[Records excerpted from a collection]

━━━━━━━━━━━━━━━━━━━━

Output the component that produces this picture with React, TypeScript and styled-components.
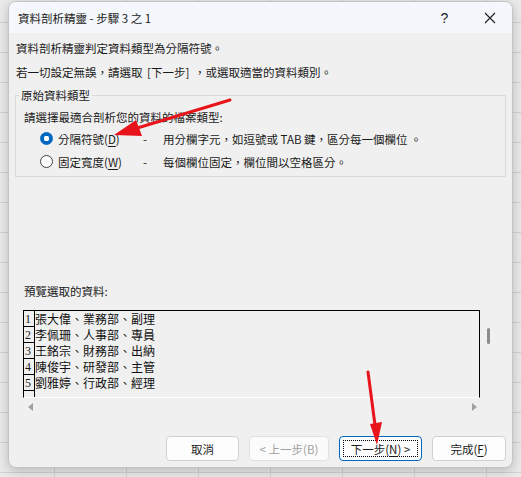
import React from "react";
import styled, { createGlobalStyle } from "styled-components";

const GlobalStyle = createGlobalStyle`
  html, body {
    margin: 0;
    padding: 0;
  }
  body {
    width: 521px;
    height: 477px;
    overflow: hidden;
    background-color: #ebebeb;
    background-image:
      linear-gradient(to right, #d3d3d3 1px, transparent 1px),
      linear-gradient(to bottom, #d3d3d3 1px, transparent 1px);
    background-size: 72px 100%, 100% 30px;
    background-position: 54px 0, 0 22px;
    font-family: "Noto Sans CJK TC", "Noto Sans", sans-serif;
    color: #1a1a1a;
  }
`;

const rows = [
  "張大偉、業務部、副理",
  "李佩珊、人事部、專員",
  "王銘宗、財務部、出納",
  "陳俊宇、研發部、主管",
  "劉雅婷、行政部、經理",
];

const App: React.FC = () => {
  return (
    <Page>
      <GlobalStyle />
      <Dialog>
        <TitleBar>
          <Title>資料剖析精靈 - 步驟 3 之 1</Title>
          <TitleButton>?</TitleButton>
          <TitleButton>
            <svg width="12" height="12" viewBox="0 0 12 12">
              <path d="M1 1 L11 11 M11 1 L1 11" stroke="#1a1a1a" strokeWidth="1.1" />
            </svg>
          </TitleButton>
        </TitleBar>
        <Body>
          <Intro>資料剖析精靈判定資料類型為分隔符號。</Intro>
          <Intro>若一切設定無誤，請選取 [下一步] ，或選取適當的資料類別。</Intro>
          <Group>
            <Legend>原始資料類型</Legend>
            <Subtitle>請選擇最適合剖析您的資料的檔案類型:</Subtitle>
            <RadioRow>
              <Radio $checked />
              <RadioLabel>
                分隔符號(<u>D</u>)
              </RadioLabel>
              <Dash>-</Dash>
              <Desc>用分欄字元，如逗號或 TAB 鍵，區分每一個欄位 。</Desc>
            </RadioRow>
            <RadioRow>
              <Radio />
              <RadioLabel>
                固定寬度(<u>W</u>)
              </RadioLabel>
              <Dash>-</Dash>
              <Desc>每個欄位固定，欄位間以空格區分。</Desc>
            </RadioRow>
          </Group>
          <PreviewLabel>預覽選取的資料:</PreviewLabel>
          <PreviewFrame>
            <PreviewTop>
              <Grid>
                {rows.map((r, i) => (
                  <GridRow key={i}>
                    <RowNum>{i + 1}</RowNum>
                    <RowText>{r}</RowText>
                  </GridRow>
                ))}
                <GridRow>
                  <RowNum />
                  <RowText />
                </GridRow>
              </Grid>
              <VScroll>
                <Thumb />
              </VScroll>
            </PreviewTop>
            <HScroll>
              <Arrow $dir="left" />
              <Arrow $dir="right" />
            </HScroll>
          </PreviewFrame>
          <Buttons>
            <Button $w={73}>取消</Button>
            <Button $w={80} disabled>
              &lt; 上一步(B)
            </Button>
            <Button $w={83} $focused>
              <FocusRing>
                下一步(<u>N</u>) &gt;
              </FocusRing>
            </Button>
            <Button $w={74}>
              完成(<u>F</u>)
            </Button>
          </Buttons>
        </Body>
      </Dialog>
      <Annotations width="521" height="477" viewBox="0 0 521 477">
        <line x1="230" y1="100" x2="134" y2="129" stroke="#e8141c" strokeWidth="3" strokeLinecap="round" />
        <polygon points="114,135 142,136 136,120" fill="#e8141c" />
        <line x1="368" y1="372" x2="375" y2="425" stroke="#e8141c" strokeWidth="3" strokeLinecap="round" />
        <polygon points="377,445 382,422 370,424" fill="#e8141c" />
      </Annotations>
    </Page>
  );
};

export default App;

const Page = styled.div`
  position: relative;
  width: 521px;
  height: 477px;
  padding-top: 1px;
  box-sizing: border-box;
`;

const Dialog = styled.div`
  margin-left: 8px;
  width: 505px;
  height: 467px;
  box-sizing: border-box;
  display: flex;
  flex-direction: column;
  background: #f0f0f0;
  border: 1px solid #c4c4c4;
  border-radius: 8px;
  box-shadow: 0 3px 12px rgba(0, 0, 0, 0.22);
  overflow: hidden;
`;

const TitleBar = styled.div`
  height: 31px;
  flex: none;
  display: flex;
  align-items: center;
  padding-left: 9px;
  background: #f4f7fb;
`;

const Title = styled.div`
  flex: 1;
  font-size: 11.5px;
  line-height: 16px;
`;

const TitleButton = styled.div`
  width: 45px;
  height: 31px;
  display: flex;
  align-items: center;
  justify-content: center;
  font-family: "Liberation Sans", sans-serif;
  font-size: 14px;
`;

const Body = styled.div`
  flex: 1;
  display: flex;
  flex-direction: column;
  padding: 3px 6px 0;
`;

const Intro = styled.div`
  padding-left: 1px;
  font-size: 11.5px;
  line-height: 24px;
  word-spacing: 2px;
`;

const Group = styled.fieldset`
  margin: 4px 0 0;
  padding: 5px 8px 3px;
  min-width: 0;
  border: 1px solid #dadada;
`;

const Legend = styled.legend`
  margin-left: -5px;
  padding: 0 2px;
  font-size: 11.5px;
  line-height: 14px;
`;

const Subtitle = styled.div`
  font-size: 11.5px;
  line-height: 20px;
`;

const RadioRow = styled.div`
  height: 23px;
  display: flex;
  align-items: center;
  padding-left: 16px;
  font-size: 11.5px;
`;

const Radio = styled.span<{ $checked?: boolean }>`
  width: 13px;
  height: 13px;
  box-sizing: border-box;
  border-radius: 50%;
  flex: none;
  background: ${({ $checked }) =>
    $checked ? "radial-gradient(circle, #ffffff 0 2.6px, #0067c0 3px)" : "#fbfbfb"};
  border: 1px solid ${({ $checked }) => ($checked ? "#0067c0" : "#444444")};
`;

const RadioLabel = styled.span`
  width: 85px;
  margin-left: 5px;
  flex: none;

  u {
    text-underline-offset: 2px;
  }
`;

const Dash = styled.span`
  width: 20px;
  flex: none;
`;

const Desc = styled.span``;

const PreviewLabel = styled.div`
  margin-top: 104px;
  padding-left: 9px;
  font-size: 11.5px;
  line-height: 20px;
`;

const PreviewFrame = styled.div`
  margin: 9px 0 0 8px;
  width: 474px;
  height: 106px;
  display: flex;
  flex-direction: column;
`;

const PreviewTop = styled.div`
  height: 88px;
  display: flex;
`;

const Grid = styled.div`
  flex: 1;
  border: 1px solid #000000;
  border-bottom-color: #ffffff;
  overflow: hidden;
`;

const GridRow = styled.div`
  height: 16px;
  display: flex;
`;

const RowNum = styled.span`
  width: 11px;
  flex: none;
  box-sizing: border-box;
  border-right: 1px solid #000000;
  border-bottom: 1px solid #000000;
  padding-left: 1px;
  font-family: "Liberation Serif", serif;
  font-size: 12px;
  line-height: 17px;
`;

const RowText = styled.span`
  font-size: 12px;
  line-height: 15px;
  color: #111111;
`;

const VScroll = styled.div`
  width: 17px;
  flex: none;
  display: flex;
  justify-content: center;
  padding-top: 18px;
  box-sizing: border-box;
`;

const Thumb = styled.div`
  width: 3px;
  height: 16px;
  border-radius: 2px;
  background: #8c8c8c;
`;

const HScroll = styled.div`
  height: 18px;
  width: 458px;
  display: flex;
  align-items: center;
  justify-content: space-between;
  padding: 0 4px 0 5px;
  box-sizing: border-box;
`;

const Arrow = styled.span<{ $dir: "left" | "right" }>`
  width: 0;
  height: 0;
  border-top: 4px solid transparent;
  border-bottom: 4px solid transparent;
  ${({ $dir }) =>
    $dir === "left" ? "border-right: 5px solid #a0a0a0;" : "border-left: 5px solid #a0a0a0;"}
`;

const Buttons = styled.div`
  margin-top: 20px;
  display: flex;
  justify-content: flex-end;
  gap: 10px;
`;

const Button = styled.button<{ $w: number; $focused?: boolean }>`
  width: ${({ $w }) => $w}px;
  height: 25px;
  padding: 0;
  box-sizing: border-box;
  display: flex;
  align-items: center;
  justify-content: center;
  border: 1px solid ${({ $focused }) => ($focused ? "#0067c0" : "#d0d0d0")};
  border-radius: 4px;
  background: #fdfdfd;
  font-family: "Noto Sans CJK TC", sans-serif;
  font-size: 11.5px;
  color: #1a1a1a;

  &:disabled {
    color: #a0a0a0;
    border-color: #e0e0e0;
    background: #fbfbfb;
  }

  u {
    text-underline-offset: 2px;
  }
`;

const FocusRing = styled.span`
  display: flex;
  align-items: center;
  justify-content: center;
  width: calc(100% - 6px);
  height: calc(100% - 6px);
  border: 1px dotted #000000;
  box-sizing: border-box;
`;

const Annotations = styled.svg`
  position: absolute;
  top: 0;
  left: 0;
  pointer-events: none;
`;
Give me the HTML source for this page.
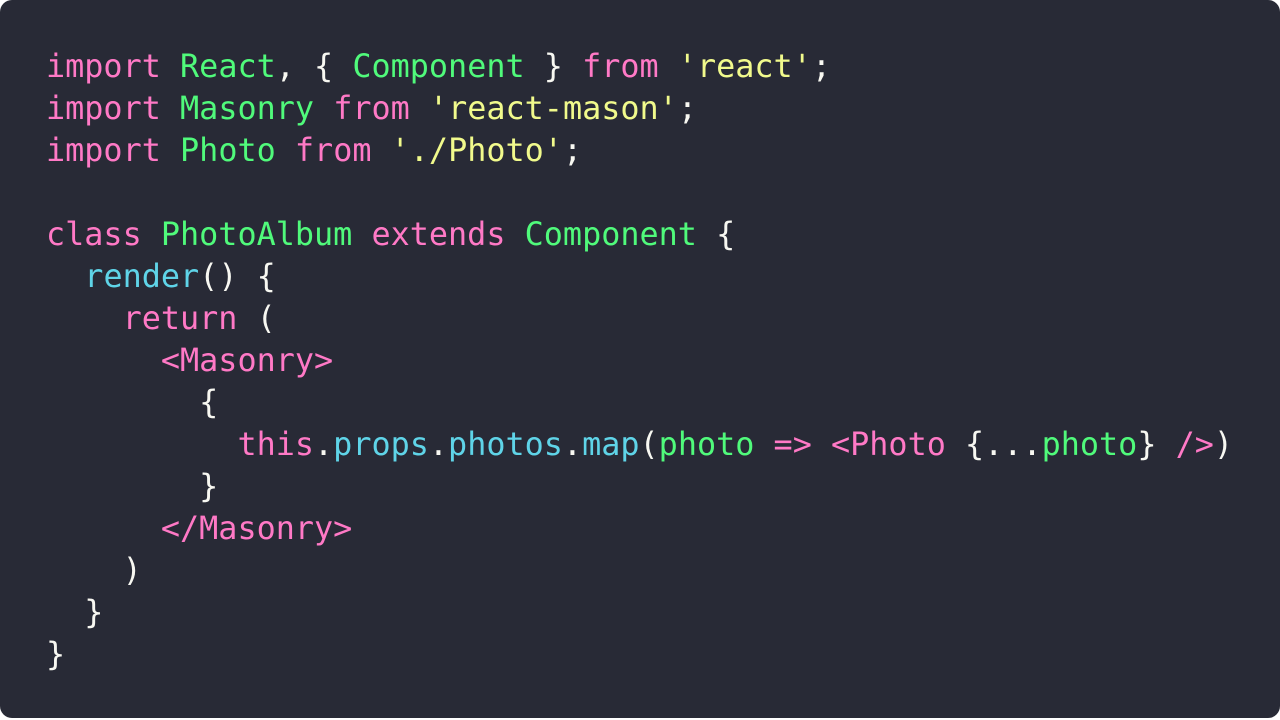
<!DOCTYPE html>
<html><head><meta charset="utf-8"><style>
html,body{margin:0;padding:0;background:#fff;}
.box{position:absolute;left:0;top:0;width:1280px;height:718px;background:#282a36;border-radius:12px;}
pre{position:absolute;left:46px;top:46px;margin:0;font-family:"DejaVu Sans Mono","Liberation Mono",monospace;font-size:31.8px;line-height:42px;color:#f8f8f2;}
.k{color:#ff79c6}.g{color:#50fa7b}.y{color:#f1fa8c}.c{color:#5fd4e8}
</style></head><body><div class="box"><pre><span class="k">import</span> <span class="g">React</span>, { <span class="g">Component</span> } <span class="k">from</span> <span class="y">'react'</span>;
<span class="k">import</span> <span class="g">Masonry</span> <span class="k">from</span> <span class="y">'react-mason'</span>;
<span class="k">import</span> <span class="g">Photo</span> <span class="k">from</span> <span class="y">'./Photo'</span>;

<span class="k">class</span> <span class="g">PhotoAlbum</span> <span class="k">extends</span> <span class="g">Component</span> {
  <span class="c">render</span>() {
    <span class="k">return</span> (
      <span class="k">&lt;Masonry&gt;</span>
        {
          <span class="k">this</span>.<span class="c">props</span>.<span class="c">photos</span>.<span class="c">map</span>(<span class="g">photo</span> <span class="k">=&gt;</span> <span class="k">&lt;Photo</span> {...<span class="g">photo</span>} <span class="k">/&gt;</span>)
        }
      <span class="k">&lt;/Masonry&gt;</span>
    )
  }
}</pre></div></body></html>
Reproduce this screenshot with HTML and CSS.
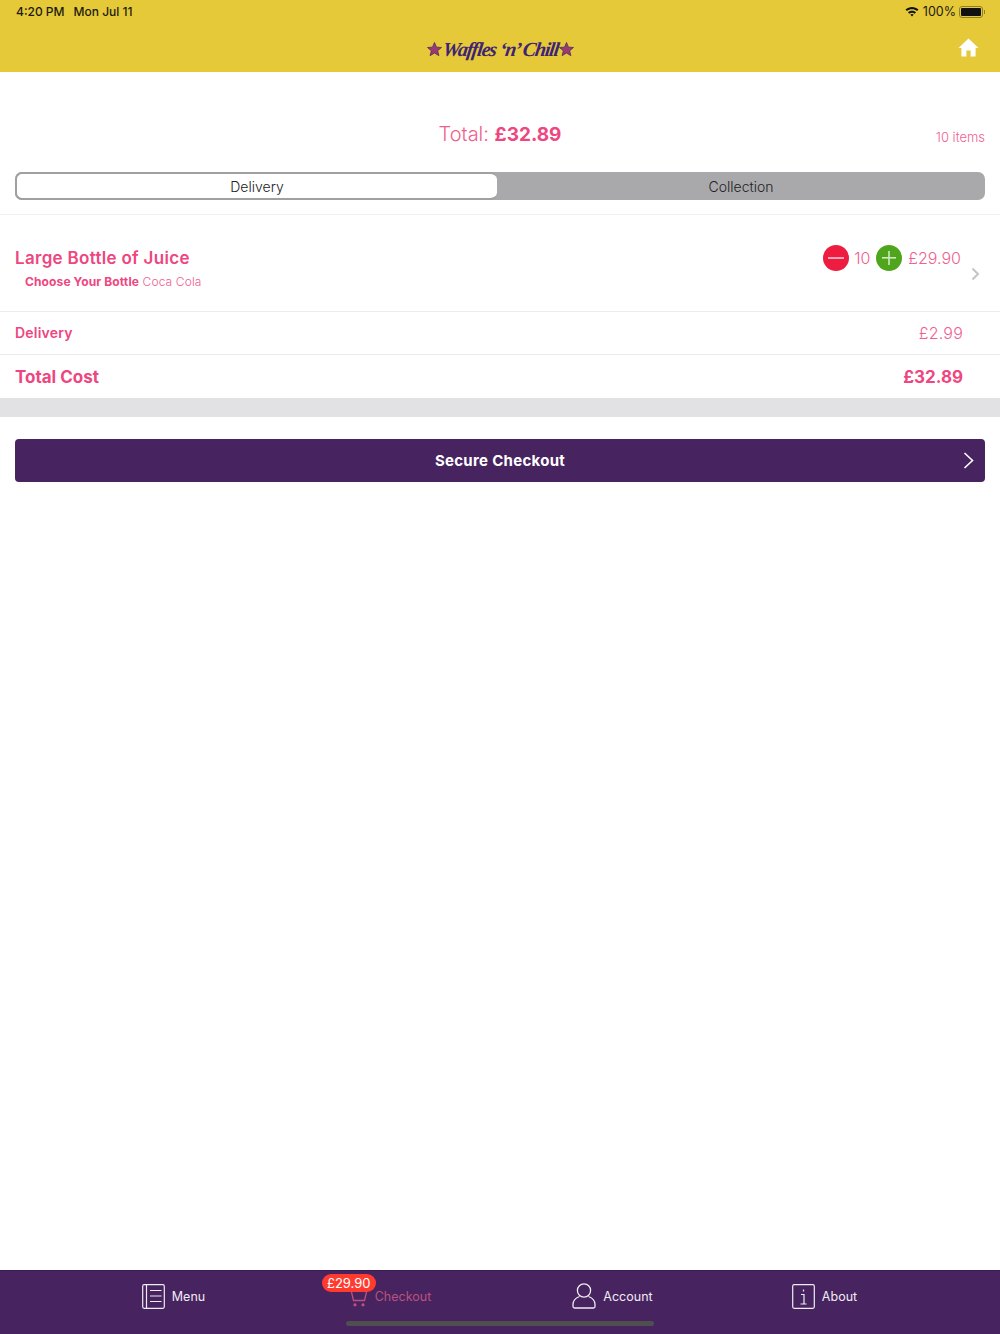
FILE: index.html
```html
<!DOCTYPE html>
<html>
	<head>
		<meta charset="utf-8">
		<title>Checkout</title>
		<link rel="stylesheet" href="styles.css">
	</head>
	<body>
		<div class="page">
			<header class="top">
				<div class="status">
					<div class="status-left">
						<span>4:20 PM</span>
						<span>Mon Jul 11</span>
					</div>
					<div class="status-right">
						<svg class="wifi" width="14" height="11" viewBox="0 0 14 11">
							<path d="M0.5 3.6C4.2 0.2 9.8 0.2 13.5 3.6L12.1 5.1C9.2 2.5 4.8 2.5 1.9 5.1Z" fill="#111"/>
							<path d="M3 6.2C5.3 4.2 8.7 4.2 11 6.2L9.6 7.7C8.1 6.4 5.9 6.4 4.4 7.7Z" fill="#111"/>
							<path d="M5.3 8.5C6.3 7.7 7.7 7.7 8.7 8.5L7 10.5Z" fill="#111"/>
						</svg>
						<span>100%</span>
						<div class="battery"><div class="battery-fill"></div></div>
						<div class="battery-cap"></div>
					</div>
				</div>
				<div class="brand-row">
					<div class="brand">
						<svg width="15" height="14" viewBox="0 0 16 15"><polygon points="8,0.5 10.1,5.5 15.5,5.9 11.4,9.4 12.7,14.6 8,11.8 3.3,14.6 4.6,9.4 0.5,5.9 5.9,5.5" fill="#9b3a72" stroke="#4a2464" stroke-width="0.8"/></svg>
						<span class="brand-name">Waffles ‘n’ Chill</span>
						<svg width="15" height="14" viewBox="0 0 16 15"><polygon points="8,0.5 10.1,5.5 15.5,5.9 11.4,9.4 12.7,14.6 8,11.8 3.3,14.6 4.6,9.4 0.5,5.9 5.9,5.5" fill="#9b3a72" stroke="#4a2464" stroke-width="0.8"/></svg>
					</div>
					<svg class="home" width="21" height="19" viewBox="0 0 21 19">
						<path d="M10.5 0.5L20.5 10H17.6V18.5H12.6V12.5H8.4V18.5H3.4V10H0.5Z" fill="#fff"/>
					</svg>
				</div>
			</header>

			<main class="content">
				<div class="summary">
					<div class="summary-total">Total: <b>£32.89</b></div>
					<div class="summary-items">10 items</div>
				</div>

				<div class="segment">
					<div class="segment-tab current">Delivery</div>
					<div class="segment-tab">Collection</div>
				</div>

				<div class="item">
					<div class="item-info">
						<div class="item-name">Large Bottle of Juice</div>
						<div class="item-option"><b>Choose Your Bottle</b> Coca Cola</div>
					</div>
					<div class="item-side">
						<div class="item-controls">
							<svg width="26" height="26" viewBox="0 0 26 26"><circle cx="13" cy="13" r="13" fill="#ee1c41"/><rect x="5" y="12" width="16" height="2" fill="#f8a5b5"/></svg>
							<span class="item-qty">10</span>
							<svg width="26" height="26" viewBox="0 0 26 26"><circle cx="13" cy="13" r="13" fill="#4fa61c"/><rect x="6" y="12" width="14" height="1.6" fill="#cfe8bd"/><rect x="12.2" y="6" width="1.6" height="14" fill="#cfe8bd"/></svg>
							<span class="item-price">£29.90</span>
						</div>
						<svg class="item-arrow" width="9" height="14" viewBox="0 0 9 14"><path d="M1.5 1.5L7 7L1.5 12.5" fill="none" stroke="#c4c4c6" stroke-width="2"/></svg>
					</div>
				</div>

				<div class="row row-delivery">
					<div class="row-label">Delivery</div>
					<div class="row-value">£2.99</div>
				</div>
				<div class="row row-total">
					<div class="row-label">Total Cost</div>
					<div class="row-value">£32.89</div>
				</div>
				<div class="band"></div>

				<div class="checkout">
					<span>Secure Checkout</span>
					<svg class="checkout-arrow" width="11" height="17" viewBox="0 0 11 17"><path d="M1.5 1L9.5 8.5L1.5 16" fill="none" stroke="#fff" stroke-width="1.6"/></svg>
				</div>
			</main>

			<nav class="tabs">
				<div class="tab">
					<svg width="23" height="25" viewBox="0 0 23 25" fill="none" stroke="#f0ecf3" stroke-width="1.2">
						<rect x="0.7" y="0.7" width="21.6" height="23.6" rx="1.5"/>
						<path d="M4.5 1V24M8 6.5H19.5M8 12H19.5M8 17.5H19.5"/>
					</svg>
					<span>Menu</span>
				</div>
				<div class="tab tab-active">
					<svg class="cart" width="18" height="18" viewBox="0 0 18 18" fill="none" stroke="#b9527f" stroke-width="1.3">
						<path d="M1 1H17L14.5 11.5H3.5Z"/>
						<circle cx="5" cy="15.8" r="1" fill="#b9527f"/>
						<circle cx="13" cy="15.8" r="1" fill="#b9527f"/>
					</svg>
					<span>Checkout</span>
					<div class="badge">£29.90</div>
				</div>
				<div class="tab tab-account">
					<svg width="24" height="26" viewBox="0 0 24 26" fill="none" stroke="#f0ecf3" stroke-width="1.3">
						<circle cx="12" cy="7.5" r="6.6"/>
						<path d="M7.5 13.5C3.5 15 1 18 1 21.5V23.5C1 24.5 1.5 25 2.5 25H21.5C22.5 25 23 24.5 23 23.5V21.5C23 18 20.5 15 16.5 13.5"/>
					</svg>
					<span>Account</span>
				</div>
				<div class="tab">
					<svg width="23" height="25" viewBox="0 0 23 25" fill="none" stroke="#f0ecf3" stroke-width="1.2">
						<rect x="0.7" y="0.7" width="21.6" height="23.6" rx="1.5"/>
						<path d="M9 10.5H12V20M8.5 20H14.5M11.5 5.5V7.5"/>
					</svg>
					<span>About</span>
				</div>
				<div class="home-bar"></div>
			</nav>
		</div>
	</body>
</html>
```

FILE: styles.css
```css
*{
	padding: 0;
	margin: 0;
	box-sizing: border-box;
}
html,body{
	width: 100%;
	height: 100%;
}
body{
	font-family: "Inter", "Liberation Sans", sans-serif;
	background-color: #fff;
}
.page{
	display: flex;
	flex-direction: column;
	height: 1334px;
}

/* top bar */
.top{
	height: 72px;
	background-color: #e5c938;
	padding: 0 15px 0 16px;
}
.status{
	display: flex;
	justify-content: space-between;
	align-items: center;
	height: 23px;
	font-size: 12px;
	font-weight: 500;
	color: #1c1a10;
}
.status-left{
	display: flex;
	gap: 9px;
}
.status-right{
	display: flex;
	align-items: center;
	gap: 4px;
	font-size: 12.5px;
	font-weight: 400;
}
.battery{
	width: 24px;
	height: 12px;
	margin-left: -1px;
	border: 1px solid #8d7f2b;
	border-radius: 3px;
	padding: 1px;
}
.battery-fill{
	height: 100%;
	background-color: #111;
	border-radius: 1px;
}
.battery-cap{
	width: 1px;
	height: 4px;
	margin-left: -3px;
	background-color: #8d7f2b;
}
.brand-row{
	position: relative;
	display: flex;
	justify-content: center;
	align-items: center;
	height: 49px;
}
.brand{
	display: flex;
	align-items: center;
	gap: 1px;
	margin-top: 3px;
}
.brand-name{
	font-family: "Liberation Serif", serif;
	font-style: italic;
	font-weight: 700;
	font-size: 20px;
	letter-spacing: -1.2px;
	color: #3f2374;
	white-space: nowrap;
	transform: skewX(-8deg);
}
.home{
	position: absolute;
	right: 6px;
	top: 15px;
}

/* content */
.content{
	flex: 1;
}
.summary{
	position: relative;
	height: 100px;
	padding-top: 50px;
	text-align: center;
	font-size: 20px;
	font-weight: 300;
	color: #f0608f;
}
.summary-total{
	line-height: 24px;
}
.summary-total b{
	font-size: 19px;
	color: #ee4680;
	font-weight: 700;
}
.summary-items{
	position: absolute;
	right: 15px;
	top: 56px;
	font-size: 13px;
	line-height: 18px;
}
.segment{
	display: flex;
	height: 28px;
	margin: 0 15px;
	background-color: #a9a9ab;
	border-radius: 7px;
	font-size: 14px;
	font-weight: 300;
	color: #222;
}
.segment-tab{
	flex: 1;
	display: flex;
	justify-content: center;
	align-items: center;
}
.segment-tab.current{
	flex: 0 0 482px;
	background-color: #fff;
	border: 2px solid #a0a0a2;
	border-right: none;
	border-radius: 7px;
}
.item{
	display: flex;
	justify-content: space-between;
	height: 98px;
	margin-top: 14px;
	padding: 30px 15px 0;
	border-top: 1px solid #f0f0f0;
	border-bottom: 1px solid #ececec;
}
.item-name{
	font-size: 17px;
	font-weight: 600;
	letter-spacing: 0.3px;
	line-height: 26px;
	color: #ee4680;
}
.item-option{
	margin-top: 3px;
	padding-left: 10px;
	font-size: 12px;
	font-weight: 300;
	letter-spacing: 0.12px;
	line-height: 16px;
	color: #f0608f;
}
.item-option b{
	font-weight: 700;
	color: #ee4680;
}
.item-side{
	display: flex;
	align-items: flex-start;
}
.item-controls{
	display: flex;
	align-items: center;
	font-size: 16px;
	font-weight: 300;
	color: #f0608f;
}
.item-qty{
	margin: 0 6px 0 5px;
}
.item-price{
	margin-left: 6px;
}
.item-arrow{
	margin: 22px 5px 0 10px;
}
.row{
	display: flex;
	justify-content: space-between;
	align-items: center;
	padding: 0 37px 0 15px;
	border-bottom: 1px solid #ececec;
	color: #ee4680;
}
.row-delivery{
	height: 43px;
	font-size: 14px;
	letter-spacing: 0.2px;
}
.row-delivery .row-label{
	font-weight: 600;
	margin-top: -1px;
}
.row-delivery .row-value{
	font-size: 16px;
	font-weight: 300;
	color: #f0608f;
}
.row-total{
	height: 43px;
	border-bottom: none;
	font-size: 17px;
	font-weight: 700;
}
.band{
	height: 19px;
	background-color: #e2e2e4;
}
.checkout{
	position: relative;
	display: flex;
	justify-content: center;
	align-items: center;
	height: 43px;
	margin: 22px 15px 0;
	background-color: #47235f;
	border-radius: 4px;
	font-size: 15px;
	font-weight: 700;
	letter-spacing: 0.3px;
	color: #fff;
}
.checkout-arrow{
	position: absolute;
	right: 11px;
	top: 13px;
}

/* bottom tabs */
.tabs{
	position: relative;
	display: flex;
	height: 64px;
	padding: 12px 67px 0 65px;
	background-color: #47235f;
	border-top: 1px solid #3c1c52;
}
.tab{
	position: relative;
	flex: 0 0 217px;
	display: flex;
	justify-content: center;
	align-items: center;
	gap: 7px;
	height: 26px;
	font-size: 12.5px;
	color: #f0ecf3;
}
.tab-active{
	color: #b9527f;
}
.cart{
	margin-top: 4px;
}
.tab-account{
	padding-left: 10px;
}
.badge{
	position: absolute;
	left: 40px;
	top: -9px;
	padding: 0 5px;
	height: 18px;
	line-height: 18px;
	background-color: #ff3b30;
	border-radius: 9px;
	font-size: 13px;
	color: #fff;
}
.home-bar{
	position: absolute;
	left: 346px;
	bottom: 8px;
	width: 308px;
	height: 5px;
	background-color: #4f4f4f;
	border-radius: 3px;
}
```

━━━━━━━━━━━━━━━━━━━━

Problem - Give the number of lines in the records above that contain the word "this". Reply with that number alone.

Task response - 4